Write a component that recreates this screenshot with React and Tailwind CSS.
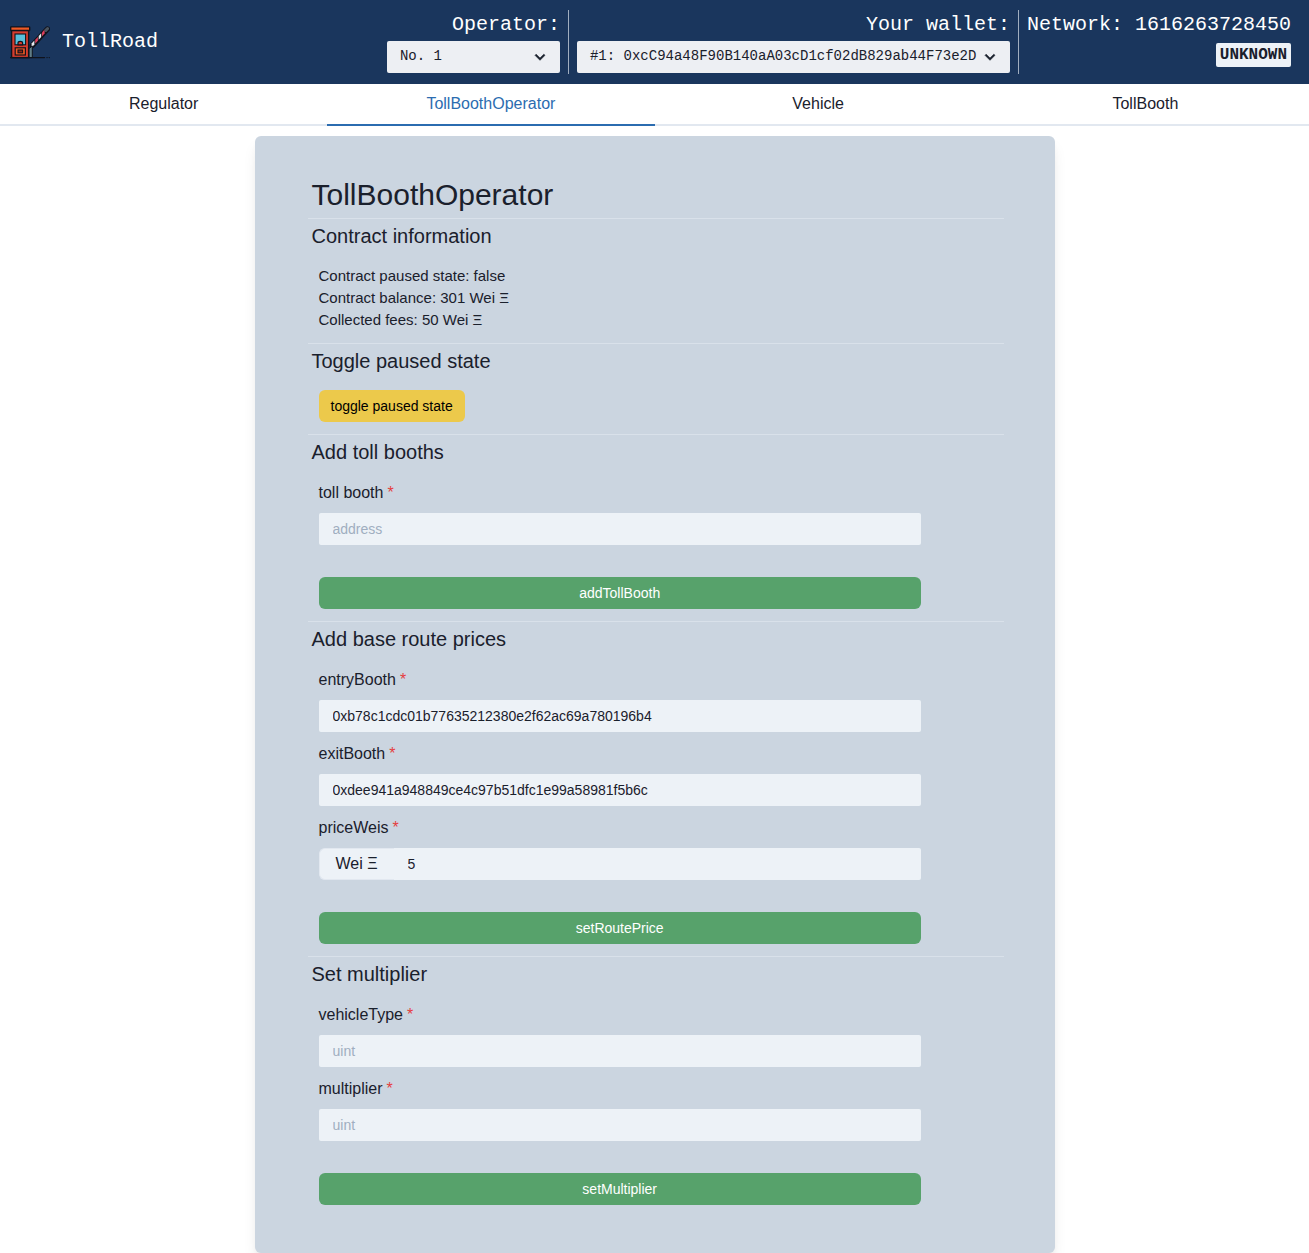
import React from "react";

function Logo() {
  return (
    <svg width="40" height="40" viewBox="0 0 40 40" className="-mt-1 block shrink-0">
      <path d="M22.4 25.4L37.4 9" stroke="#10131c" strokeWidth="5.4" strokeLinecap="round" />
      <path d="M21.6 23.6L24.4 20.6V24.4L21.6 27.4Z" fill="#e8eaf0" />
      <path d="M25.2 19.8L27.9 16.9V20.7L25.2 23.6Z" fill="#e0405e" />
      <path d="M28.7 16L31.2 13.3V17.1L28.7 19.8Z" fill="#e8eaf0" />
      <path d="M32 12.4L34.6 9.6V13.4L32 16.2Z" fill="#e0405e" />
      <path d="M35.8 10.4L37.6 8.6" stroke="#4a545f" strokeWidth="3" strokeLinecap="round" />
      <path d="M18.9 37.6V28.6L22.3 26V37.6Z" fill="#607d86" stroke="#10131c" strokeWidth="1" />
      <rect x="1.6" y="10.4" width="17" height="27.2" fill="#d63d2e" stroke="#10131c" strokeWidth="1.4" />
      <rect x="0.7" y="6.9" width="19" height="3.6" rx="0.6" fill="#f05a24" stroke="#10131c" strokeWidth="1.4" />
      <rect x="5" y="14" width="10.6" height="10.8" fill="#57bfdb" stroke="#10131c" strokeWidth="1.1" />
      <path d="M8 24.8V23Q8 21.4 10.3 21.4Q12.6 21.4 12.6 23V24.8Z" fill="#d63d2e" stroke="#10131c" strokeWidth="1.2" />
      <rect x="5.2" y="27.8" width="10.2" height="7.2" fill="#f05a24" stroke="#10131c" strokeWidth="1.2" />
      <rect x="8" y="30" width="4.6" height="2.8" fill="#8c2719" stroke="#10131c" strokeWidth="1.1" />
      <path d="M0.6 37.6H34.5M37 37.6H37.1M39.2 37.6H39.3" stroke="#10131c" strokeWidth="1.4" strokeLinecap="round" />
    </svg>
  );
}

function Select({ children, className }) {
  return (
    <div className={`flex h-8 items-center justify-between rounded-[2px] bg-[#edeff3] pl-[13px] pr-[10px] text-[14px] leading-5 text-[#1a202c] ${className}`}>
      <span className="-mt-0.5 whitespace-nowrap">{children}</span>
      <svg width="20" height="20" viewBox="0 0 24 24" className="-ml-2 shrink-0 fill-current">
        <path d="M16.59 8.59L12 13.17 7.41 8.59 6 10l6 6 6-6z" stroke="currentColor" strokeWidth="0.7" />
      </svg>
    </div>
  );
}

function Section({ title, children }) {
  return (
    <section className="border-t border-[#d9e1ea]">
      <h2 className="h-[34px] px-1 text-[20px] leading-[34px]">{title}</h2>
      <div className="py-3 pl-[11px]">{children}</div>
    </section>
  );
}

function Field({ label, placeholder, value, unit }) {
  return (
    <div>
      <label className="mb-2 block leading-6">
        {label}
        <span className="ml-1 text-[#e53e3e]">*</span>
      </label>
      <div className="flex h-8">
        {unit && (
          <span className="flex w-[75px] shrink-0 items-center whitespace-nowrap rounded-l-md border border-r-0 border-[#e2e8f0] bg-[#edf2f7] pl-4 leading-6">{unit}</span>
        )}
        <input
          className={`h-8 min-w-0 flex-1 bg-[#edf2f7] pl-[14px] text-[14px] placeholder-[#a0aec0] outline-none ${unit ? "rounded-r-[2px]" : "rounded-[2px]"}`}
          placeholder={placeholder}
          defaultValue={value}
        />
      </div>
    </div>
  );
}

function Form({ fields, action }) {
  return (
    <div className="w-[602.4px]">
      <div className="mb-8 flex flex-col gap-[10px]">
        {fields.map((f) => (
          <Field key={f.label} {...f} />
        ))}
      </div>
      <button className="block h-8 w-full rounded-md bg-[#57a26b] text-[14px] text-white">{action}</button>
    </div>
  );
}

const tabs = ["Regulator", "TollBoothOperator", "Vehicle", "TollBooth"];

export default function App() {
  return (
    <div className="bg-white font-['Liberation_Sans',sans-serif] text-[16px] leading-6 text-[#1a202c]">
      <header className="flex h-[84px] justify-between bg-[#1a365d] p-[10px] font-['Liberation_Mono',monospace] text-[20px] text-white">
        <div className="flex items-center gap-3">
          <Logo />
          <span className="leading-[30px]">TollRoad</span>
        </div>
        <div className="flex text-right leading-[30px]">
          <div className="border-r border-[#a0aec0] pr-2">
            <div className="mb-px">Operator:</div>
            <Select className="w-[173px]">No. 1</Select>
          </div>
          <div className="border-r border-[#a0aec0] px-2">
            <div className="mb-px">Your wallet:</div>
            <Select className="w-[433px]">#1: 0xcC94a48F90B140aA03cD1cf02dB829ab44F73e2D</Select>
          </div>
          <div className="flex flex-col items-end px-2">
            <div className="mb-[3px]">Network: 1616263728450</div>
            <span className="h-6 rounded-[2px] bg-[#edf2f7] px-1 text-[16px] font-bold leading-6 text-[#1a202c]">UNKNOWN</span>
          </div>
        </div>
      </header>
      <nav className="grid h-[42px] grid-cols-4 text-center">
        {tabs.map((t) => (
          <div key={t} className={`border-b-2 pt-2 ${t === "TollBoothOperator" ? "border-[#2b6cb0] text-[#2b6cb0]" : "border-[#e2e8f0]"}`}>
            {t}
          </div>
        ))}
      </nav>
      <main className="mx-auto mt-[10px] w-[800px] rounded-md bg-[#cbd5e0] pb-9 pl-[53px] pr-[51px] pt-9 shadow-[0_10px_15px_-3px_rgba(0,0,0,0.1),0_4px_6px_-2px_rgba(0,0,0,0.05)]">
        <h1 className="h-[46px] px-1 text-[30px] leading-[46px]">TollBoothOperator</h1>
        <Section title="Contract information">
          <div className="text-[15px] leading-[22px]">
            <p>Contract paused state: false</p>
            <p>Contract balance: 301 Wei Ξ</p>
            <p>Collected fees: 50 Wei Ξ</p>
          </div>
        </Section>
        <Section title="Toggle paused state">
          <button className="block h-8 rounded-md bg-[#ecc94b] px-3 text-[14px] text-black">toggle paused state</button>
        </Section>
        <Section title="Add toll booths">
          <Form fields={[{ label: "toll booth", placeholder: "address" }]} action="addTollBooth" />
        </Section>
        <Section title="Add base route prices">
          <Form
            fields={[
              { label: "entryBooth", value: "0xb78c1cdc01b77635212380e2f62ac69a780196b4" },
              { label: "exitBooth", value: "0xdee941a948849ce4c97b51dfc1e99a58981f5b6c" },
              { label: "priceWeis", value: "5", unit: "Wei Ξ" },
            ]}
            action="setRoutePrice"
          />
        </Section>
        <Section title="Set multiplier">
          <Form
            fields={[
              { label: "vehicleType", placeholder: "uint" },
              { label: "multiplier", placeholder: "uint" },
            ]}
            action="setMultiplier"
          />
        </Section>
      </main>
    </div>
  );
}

Exercise directions => Set down again, exactly, the lines of the material above from its first line to the one with "import React from", inclusive. Leave the pictures out.

Written response =>
Write a component that recreates this screenshot with React and Tailwind CSS.
import React from "react";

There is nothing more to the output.